Catstello tells the audience "If the Hays office would only let me, I'd give him the bird all right." This is a double entendre acknowledging that the Hays Code, which set the guidelines for content allowed in a motion picture, would never have allowed a movie character to "give the bird" (making an obscene gesture).
First appearance of Tweety Bird. Early model sheets for this short indicated that Tweety's original name was "Orson," but no name is given in the film. After censors complained that the pink bird looked naked because he had no feathers, Tweety's color was changed to yellow.
The cats Babbitt and Catstello are obvious caricatures of Bud Abbott and Lou Costello.
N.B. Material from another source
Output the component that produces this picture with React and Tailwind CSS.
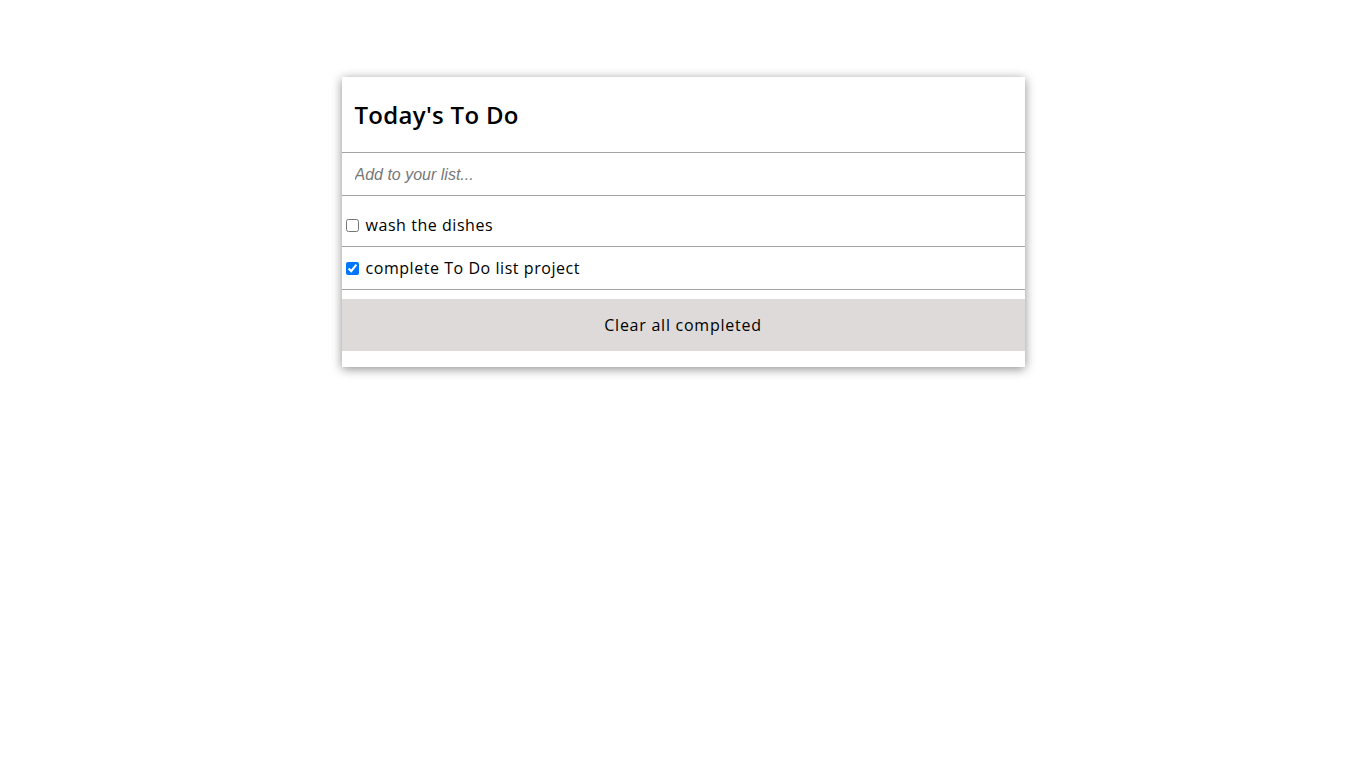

The name Catstello is never spoken in the film.
Babbit and Catstello appear as different animals in each of their four cartoons shorts where they featured from 1942-1946. They first appeared as cats in this cartoon, then as mice in Tale of Two Mice (1945) and The Mouse-Merized Cat (1946), and finally as dogs in Hollywood Canine Canteen (1946).
Tedd Pierce, who provided the voice of "Babbitt", was one of the top writers in the Warner Bros. cartoon department, responsible for writing many of the studios' most fondly remembered cartoons, including Elmer's Candid Camera (1940), The Dover Boys at Pimento University or The Rivals of Roquefort Hall (1942) and Dough for the Do-Do (1949).